The lifting of travel restrictions this summer has facilitated a burgeoning recovery in intra-European travel, which will benefit airlines such as Ryanair and EasyJet more than others. Yet all it takes is a spike in coronavirus cases for governments to impose bans and restrictions again — as the UK has done by imposing quarantine requirements on people arriving from Spain and France, sending tourism companies’ share prices tumbling.

Long-haul and business travel have long been one of British Airways’ main sources of profits. This segment of the industry remains severely compromised, with little visibility on when it may begin to pick up again. Companies, including investment banks, have scaled back heavily on business travel and expenses, and the pandemic is introducing what could be permanent changes in working practices.

With an increasing focus on sustainability, we will all also be under increasing pressure to fly less in the years ahead.

For owners of shopping centres, the situation may be even more desperate.

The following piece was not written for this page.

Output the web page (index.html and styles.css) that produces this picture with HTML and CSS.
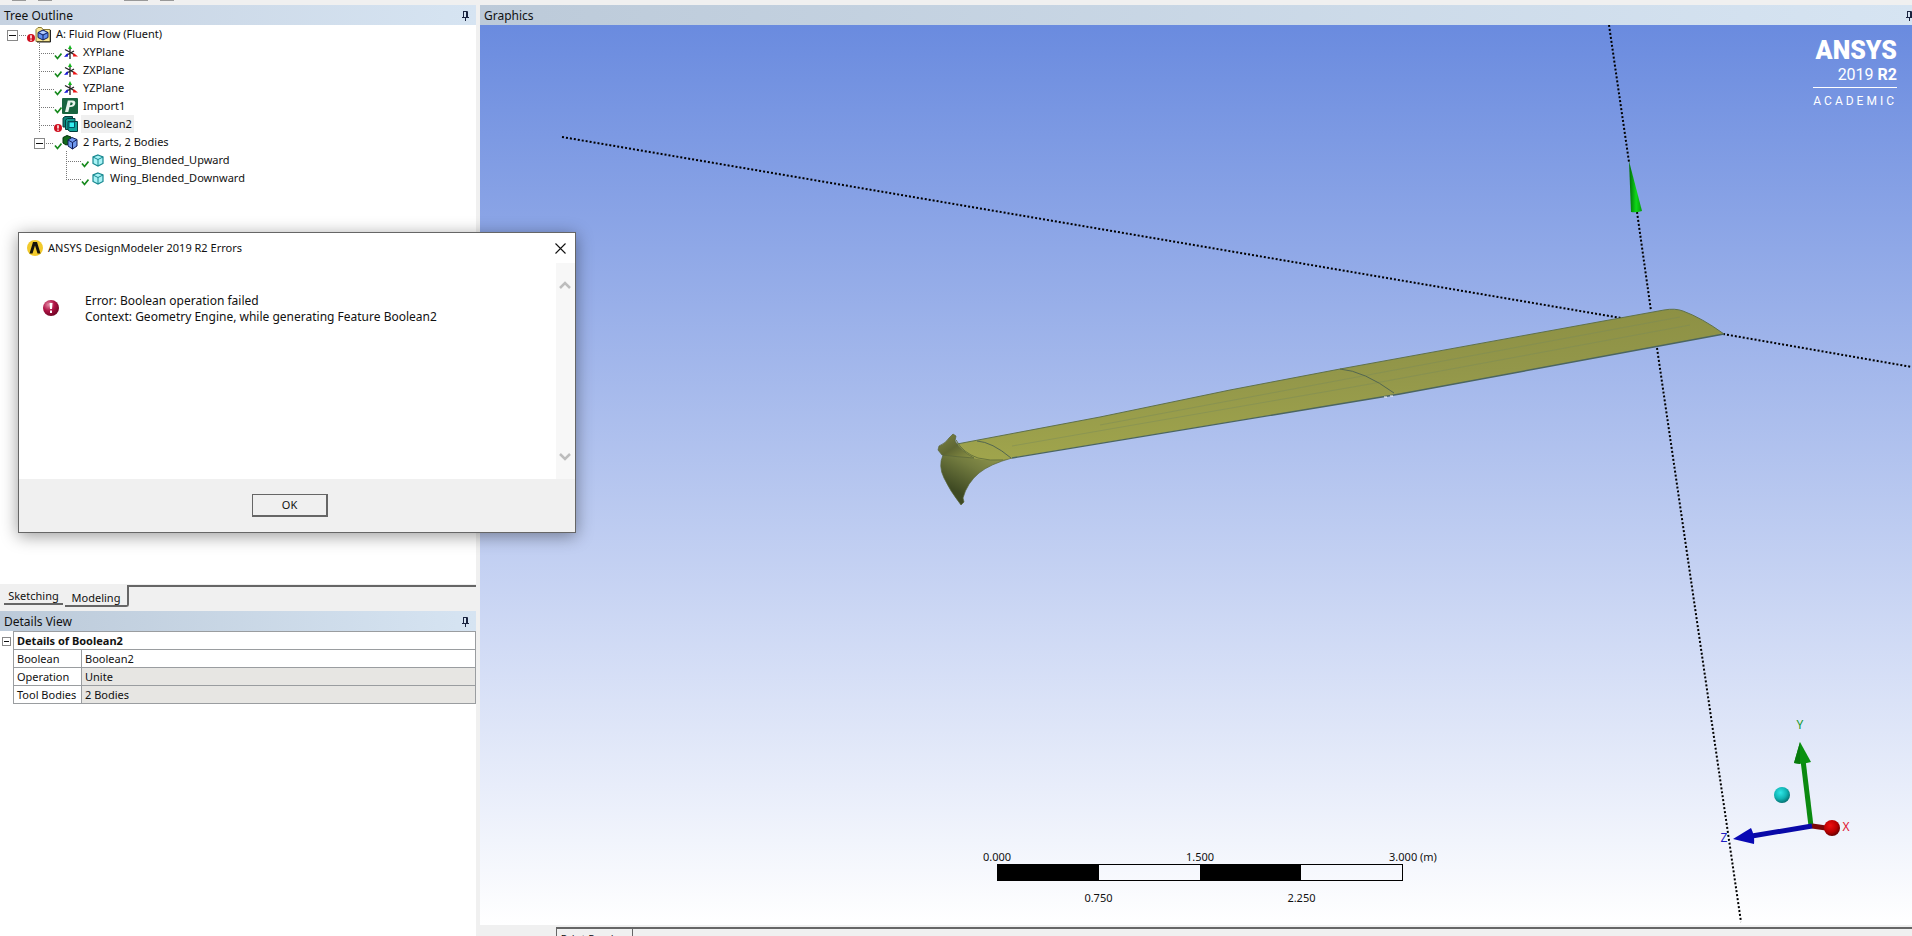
FILE: index.html
```html
<!DOCTYPE html>
<html lang="en">
<head>
<meta charset="utf-8">
<title>A: Fluid Flow (Fluent) - DesignModeler</title>
<link rel="stylesheet" href="styles.css">
</head>
<body>
<svg class="defs" aria-hidden="true">
  <defs>
    <linearGradient id="wing-fill" x1="0" y1="0" x2="0.15" y2="1">
      <stop offset="0" stop-color="#8b8e42"/><stop offset="0.5" stop-color="#93974a"/><stop offset="1" stop-color="#a0a54c"/>
    </linearGradient>
    <linearGradient id="upper-tip" x1="0" y1="0" x2="1" y2="1">
      <stop offset="0" stop-color="#7f8444"/><stop offset="0.5" stop-color="#5f6733"/><stop offset="1" stop-color="#8e9446"/>
    </linearGradient>
    <linearGradient id="lower-tip" x1="0.9" y1="0" x2="0.3" y2="0.8">
      <stop offset="0" stop-color="#989d50"/><stop offset="0.5" stop-color="#727b3f"/><stop offset="1" stop-color="#3f4a23"/>
    </linearGradient>
    <linearGradient id="cone" x1="0" x2="1" y1="0" y2="0">
      <stop offset="0" stop-color="#006a08"/><stop offset="0.55" stop-color="#0fd818"/><stop offset="1" stop-color="#059a0c"/>
    </linearGradient>
    <radialGradient id="cyan-ball" cx="0.4" cy="0.35" r="0.65">
      <stop offset="0" stop-color="#2fe6e6"/><stop offset="0.6" stop-color="#10b4b4"/><stop offset="1" stop-color="#067474"/>
    </radialGradient>
    <radialGradient id="red-ball" cx="0.4" cy="0.35" r="0.7">
      <stop offset="0" stop-color="#ee1010"/><stop offset="0.6" stop-color="#b80000"/><stop offset="1" stop-color="#5a0000"/>
    </radialGradient>
    <radialGradient id="error-ball" cx="0.35" cy="0.3" r="0.75">
      <stop offset="0" stop-color="#e58aa6"/><stop offset="0.5" stop-color="#b01345"/><stop offset="1" stop-color="#6b0322"/>
    </radialGradient>
    <symbol id="branch-mid" viewBox="0 0 20 18"><path d="M5.5 0V18M7 10.500H20" fill="none" stroke="#777" stroke-dasharray="1 1"/></symbol>
    <symbol id="branch-last" viewBox="0 0 20 18"><path d="M5.500 0V11M7 10.500H20" fill="none" stroke="#777" stroke-dasharray="1 1"/></symbol>
    <symbol id="stub" viewBox="0 0 9 18"><path d="M1 10.500H9" stroke="#777" stroke-dasharray="1 1"/></symbol>
    <symbol id="check" viewBox="0 0 8 18"><path d="M1 12.500L3.500 15.500L7.500 10.500" fill="none" stroke="#16891c" stroke-width="1.700"/></symbol>
    <symbol id="fail" viewBox="0 0 8 18"><circle cx="4" cy="13" r="4" fill="#cf1120"/><path d="M4 10.300V13.500M4 14.500V15.800" stroke="#fff" stroke-width="1.500"/></symbol>
    <symbol id="plane" viewBox="0 0 16 18">
      <path d="M8 4V16M3 6.500L13 12M4 12.500L12 8" stroke="#222" stroke-width="1.300"/>
      <path d="M8 2L10 6H6z" fill="#12b51a"/><path d="M5.500 10L6 13.500L2 14z" fill="#1414d8"/><path d="M11.500 10L16 13.500L11 13.500z" fill="#ee1414"/>
    </symbol>
    <symbol id="project" viewBox="0 0 16 18">
      <path d="M1 4.500L3 2.500H6.500L8 4.500H15V16.500H1z" fill="#f8e795" stroke="#8a7a35"/><path d="M15.500 5V17H2" fill="none" stroke="#222"/>
      <path d="M8 5L13 7.500V12.500L8 15L3 12.500V7.500z" fill="#5f8ff0" stroke="#12205c"/><path d="M3 7.500L8 10L13 7.500M8 10V15" fill="none" stroke="#12205c"/>
      <path d="M4.500 7.500L8 6L11.500 7.500L8 9z" fill="#b7cffb"/>
    </symbol>
    <symbol id="import" viewBox="0 0 16 18">
      <rect y="1" width="16" height="16" rx="1" fill="#17643f"/><path d="M3 15L5.800 3.500H10.500Q14 3.700 13.200 7Q12.300 10 8.500 10H7.500L6.300 15z" fill="#e8f3ec"/><path d="M8.600 5.300L7.900 8.300Q10.400 8.400 10.800 6.800Q11.100 5.300 8.600 5.300z" fill="#17643f"/>
    </symbol>
    <symbol id="boolean" viewBox="0 0 16 18">
      <path d="M1 3L3 1.500H10.500V12H1z" fill="#0c8078" stroke="#043c3c"/><path d="M3.500 5L5.500 3.500H13V14.500H3.500z" fill="#139b92" stroke="#043c3c"/><path d="M6 6.500H15.500V16.500H8L6 15z" fill="#10a49b" stroke="#043c3c"/><path d="M7 7H12.500V12.500H7z" fill="#35eef0" stroke="#056"/>
    </symbol>
    <symbol id="parts" viewBox="0 0 16 18">
      <path d="M1 4.500L5 2.500L9 4V10L4 12L1 10z" fill="#13691c" stroke="#052f0a"/>
      <path d="M10 4.500L15 6.500V13L10.500 16L6 13V7z" fill="#6f98ee" stroke="#101c58"/><path d="M6 7L10.500 9.500L15 6.500M10.500 9.500V16" fill="none" stroke="#101c58"/>
    </symbol>
    <symbol id="body" viewBox="0 0 16 18">
      <path d="M9 4L14 6V12.500L9 15L4 12.500V6z" fill="#a9f3f6" stroke="#16878f" stroke-width="1.200"/><path d="M4 6L9 8.500L14 6M9 8.500V15" fill="none" stroke="#16878f"/>
    </symbol>
    <symbol id="pin" viewBox="0 0 9 12"><path d="M2.500 1.500H6.500V7.500M2.500 1V7.500M1 7.500H8M4.500 8V11" fill="none" stroke="#1a2440"/><path d="M5.500 1V7.500" stroke="#1a2440"/></symbol>
  </defs>
</svg>

<div class="app">
  <header class="toolbar-edge"><i></i><i></i><i></i><i></i></header>
  <main class="workspace">
    <aside class="sidebar">
      <section class="outline">
        <h2 class="title">Tree Outline<button class="pin" aria-label="Pin Tree Outline"><svg width="9" height="12"><use href="#pin"/></svg></button></h2>
        <ul class="tree">
          <li>
            <div class="row"><button class="toggle" aria-label="Collapse project"></button><svg class="stub"><use href="#stub"/></svg><svg class="status"><use href="#fail"/></svg><svg class="icon"><use href="#project"/></svg><span class="label">A: Fluid Flow (Fluent)</span></div>
            <ul>
              <li><div class="row"><svg class="branch"><use href="#branch-mid"/></svg><svg class="status"><use href="#check"/></svg><svg class="icon"><use href="#plane"/></svg><span class="label">XYPlane</span></div></li>
              <li><div class="row"><svg class="branch"><use href="#branch-mid"/></svg><svg class="status"><use href="#check"/></svg><svg class="icon"><use href="#plane"/></svg><span class="label">ZXPlane</span></div></li>
              <li><div class="row"><svg class="branch"><use href="#branch-mid"/></svg><svg class="status"><use href="#check"/></svg><svg class="icon"><use href="#plane"/></svg><span class="label">YZPlane</span></div></li>
              <li><div class="row"><svg class="branch"><use href="#branch-mid"/></svg><svg class="status"><use href="#check"/></svg><svg class="icon"><use href="#import"/></svg><span class="label">Import1</span></div></li>
              <li><div class="row"><svg class="branch"><use href="#branch-mid"/></svg><svg class="status"><use href="#fail"/></svg><svg class="icon"><use href="#boolean"/></svg><span class="label current">Boolean2</span></div></li>
              <li>
                <div class="row"><button class="toggle" aria-label="Collapse parts"></button><svg class="stub"><use href="#stub"/></svg><svg class="status"><use href="#check"/></svg><svg class="icon"><use href="#parts"/></svg><span class="label">2 Parts, 2 Bodies</span></div>
                <ul>
                  <li><div class="row"><svg class="branch"><use href="#branch-mid"/></svg><svg class="status"><use href="#check"/></svg><svg class="icon"><use href="#body"/></svg><span class="label">Wing_Blended_Upward</span></div></li>
                  <li><div class="row"><svg class="branch"><use href="#branch-last"/></svg><svg class="status"><use href="#check"/></svg><svg class="icon"><use href="#body"/></svg><span class="label">Wing_Blended_Downward</span></div></li>
                </ul>
              </li>
            </ul>
          </li>
        </ul>
        <nav class="tabs"><button class="tab">Sketching</button><button class="tab selected">Modeling</button><span class="rule"></span></nav>
      </section>
      <section class="details">
        <h2 class="title deep">Details View<button class="pin" aria-label="Pin Details View"><svg width="9" height="12"><use href="#pin"/></svg></button></h2>
        <div class="properties">
          <button class="toggle small" aria-label="Collapse details"></button>
          <table>
            <colgroup><col class="name-col"><col></colgroup>
            <thead><tr><th colspan="2">Details of Boolean2</th></tr></thead>
            <tbody>
              <tr><td class="name">Boolean</td><td>Boolean2</td></tr>
              <tr><td class="name">Operation</td><td class="locked">Unite</td></tr>
              <tr><td class="name">Tool Bodies</td><td class="locked">2 Bodies</td></tr>
            </tbody>
          </table>
        </div>
      </section>
    </aside>

    <section class="graphics">
      <h2 class="title deep">Graphics<button class="pin edge" aria-label="Pin Graphics"><svg width="9" height="12"><use href="#pin"/></svg></button></h2>
      <div class="viewport">
        <svg class="scene" viewBox="480 25 1432 900" preserveAspectRatio="xMidYMid slice" role="img" aria-label="Blended wing model">
          <g fill="none" stroke="#000" stroke-width="2" stroke-dasharray="2 2">
            <path d="M1609 25L1629 162M1637 212L1651 311M1657 348L1741 922"/>
            <path d="M562 137L1621 318M1723 334L1912 367"/>
          </g>
          <path d="M1629 161L1642 211Q1636 213 1631 212z" fill="url(#cone)"/>
          <path d="M943 455Q938 466 944 478Q950 491 961 505L964 502L963 498Q967 483 979 473Q990 464 1012 458L974 452z" fill="url(#lower-tip)" stroke="#59663a" stroke-width="0.700"/>
          <path d="M957 444L1100 417L1230 390L1340 369L1664 310Q1675 308 1683 311Q1702 318 1724 334L1400 394L1012 458Q990 462 972 458Q962 452 957 444z" fill="url(#wing-fill)"/>
          <path d="M957 444L1100 417L1230 390L1340 369L1664 310Q1675 308 1683 311Q1702 318 1724 334" fill="none" stroke="#5f714b"/>
          <path d="M1724 334L1400 394L1012 458" fill="none" stroke="#4b6560" stroke-width="1.400"/>
          <path d="M1012 446L1370 384L1690 325M1100 425L1400 369L1680 317" fill="none" stroke="#7b8b58" opacity="0.500"/>
          <path d="M977 441Q992 442 1011 458M1340 369Q1364 371 1394 393" fill="none" stroke="#536650"/>
          <path d="M1384 397H1387M1390 396H1393" stroke="#fff"/>
          <path d="M953 434L956 436L955 441Q961 451 974 458Q958 457 942 455L938 450L939 446Q946 443 949 438z" fill="url(#upper-tip)" stroke="#59663a" stroke-width="0.700"/>
          <path d="M956 440Q963 453 978 458Q990 461 1003 460" fill="none" stroke="#69753d"/>
          <path d="M1811 826L1803 760" stroke="#0b8a10" stroke-width="5"/>
          <path d="M1800 742L1811 762Q1802 765 1794 763z" fill="#0b9211"/><path d="M1800 742L1800 764L1794 763z" fill="#077a0c"/>
          <path d="M1812 826L1826 828" stroke="#7c0808" stroke-width="5"/>
          <path d="M1812 826L1752 836" stroke="#0909a8" stroke-width="5"/>
          <path d="M1733 839L1751 828Q1755 836 1754 844z" fill="#0909b4"/>
          <circle cx="1832" cy="828" r="8" fill="url(#red-ball)"/>
          <circle cx="1782" cy="795" r="8" fill="url(#cyan-ball)"/>
          <g class="axis-label"><text x="1800" y="729" fill="#159a2b">Y</text><text x="1846" y="831" fill="#e01530">X</text><text x="1724" y="842" fill="#1b1bc0">Z</text></g>
        </svg>
        <div class="brand"><strong>ANSYS</strong><span>2019 <b>R2</b></span><small>ACADEMIC</small></div>
        <div class="scale">
          <div class="marks"><span>0.000</span><span>1.500</span><span>3.000 (m)</span></div>
          <div class="bar"><i></i><i></i><i></i><i></i></div>
          <div class="marks below"><span>0.750</span><span>2.250</span></div>
        </div>
      </div>
      <nav class="view-tabs"><span class="lead"></span><button class="view-tab">Print Preview</button><span class="rest"></span></nav>
    </section>
  </main>
</div>

<div class="dialog" role="dialog" aria-labelledby="dialog-title">
  <header class="dialog-head">
    <svg width="16" height="16" viewBox="0 0 16 16"><circle cx="8" cy="8" r="8" fill="#f2ca2c"/><path d="M2.500 13.500L6 2H10L13.500 13.500H10.500L8 5.500L5.500 13.500z" fill="#15130c"/></svg>
    <span id="dialog-title">ANSYS DesignModeler 2019 R2 Errors</span>
    <button class="close" aria-label="Close"><svg width="11" height="11" viewBox="0 0 11 11"><path d="M.5.500L10.500 10.500M10.500.500L.5 10.500" stroke="#111" stroke-width="1.100"/></svg></button>
  </header>
  <div class="dialog-body">
    <svg width="16" height="16" viewBox="0 0 16 16"><circle cx="8" cy="8" r="8" fill="url(#error-ball)"/><path d="M6.500 3H9.500L9 9H7z" fill="#fff"/><rect x="7" y="10.500" width="2" height="2.500" fill="#fff"/></svg>
    <p>Error: Boolean operation failed<br>Context: Geometry Engine, while generating Feature Boolean2</p>
    <div class="scroll">
      <button aria-label="Scroll up"><svg width="12" height="8" viewBox="0 0 12 8"><path d="M1 7L6 2L11 7" fill="none" stroke="#bdbdbd" stroke-width="2.500"/></svg></button>
      <button aria-label="Scroll down"><svg width="12" height="8" viewBox="0 0 12 8"><path d="M1 1L6 6L11 1" fill="none" stroke="#bdbdbd" stroke-width="2.500"/></svg></button>
    </div>
  </div>
  <footer class="dialog-foot"><button class="ok">OK</button></footer>
</div>
</body>
</html>
```
FILE: styles.css
```css
* { box-sizing: border-box; }
body { margin: 0; font: 11px/18px "Noto Sans", "Open Sans", sans-serif; color: #111; background: #f0f0f0; overflow: hidden; }
button { font: inherit; color: inherit; background: none; border: 0; padding: 0; margin: 0; }
svg { display: block; flex: none; }
ul { list-style: none; margin: 0; padding: 0; }
.defs { position: absolute; width: 0; height: 0; }

.app { display: flex; flex-direction: column; height: 100vh; }
.toolbar-edge { flex: none; display: flex; gap: 12px; height: 5px; padding-left: 12px; background: #f0f0f0; }
.toolbar-edge i { width: 14px; height: 1px; background: #999; }
.toolbar-edge i:nth-child(3) { margin-left: 60px; width: 24px; }
.workspace { flex: 1; min-height: 0; display: grid; grid-template-columns: 476px 1fr; column-gap: 4px; }
.title { flex: none; display: flex; align-items: center; justify-content: space-between; height: 20px; margin: 0; padding: 1px 6px 0 4px; font-size: 12px; font-weight: 400; background: linear-gradient(90deg, #c6d2e1, #d6e4f2); }
.title.deep { background: linear-gradient(90deg, #bccad9, #d6e4f2); }
.pin.edge { margin-right: -8px; }

.sidebar { display: flex; flex-direction: column; min-height: 0; background: #fff; }
.outline { display: flex; flex-direction: column; flex: 606; min-height: 0; }
.details { flex: 325; }
.tree { flex: 1; }
.tree ul { padding-left: 27px; }
.row { display: flex; align-items: center; height: 18px; }
.tree > li { padding-left: 7px; }
.toggle { position: relative; flex: none; width: 11px; height: 11px; margin-top: 2px; border: 1px solid #888; background: #fff; }
.toggle::after { content: ""; position: absolute; left: 1px; right: 1px; top: 4px; height: 1px; background: #111; }
.toggle.small { width: 9px; height: 9px; }
.toggle.small::after { top: 3px; }
.stub { width: 9px; height: 18px; }
.branch { width: 20px; height: 18px; }
.status { width: 8px; height: 18px; }
.icon { width: 16px; height: 18px; }
.label { margin-left: 3px; padding: 0 2px; font-size: 12px; font-size: 11px; }
.label.current { background: #f0f0f0; }

.tabs { flex: none; display: flex; align-items: flex-start; height: 27px; padding: 1px 0 0 4px; background: #f0f0f0; }
.tab { height: 20px; width: 59px; line-height: 18px; padding-top: 2px; border-bottom: 2px solid #666; }
.tab.selected { height: 22px; width: 64px; margin-left: 2px; padding-top: 4px; border-right: 2px solid #666; border-radius: 0 0 3px 0; }
.rule { flex: 1; height: 2px; background: #666; }

.properties { display: flex; gap: 2px; padding-left: 2px; }
.properties .toggle { margin-top: 6px; }
table { flex: 1; width: 100%; border-collapse: collapse; table-layout: fixed; }
.name-col { width: 68px; }
th, td { height: 18px; padding: 0 3px; line-height: 17px; text-align: left; border: 1px solid #9a9da0; }
.name { white-space: nowrap; }
.locked { background: #e7e6e3; }

.graphics { display: flex; flex-direction: column; min-width: 0; min-height: 0; overflow: hidden; }
.viewport { position: relative; flex: 1; min-height: 0; overflow: hidden; background: linear-gradient(#6a8bdf, #fff); }
.scene { width: 100%; height: 100%; }
.axis-label { font-size: 12px; text-anchor: middle; }
.brand { position: absolute; top: 11px; right: 15px; display: flex; flex-direction: column; align-items: flex-end; color: #fff; font-family: Roboto, "Open Sans", sans-serif; }
.brand strong { font-size: 25px; font-weight: 900; line-height: 29px; }
.brand span { font-size: 16px; line-height: 19px; }
.brand small { margin-top: 3px; padding-top: 4px; font-size: 12px; line-height: 18px; letter-spacing: 3px; border-top: 1px solid #fff; }
.scale { position: absolute; left: 36.100%; bottom: 18px; width: 406px; }
.bar { display: grid; grid-template-columns: repeat(4, 1fr); height: 17px; border: 1px solid #000; }
.bar i:nth-child(odd) { background: #000; }
.marks { display: flex; justify-content: space-between; height: 15px; margin: 0 -34px 0 -14px; line-height: 16px; }
.marks.below { justify-content: space-around; height: 26px; margin: 0; padding-top: 9px; }
.view-tabs { flex: none; display: flex; height: 11px; padding-top: 2px; overflow: hidden; background: #f0f0f0; }
.lead { width: 76px; }
.view-tab { width: 77px; height: 22px; border: 1px solid #666; border-top-width: 2px; }
.rest { flex: 1; height: 2px; background: #666; }

.dialog { position: absolute; left: 18px; top: 232px; width: 558px; display: flex; flex-direction: column; background: #fff; border: 1px solid #666; box-shadow: 0 3px 16px rgba(0, 0, 0, 0.4); }
.dialog-head { display: flex; align-items: center; gap: 5px; height: 30px; padding: 0 9px 0 8px; }
.close { margin-left: auto; }
.dialog-body { display: flex; height: 216px; padding-left: 24px; }
.dialog-body > svg { margin-top: 37px; }
.dialog-body p { flex: 1; margin: 30px 0 0 26px; font-size: 12px; line-height: 16px; }
.scroll { display: flex; flex-direction: column; justify-content: space-between; width: 19px; padding: 18px 0 18px 3px; background: #f7f7f7; }
.dialog-foot { display: flex; justify-content: center; padding: 15px 14px 15px 0; background: #f0f0f0; }
.ok { width: 76px; height: 23px; border: 1px solid #666; border-right-width: 2px; border-bottom-width: 2px; }
```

The retail industry was already in dire straits even before the pandemic, owing to brutal competition from online retailers such as Amazon.

As a senior investment banker put it this week: “We avoid [shopping centres] like mad. There’s Covid-19, plus the rise of Amazon, which is so extraordinarily good at delivering everything — I rarely think now of buying from anywhere else.”

Shopping malls may survive the pandemic, but it is difficult to see a situation in which they could thrive in the near future.

People will be living with the fallout from the pandemic for months or years to come, until there is a successful vaccine that can achieve mass distribution.

Shopping malls have always been like Marmite. For the foreseeable future, though, consumers’ appetite to mingle with large groups of other people in an enclosed space is likely to be severely diminished.

A deep recession, such as that in the UK, will also dampen households’ appetite to spend, once the pent-up demand from the lockdown has been satisfied. Or they may just continue to enjoy the pure convenience of spending online rather than going to a shopping mall.

If affluent people with spending power continue to stay away from shopping centres en masse and buy online instead, there is not much in the way of a future equity story.

A rights issue will not change that.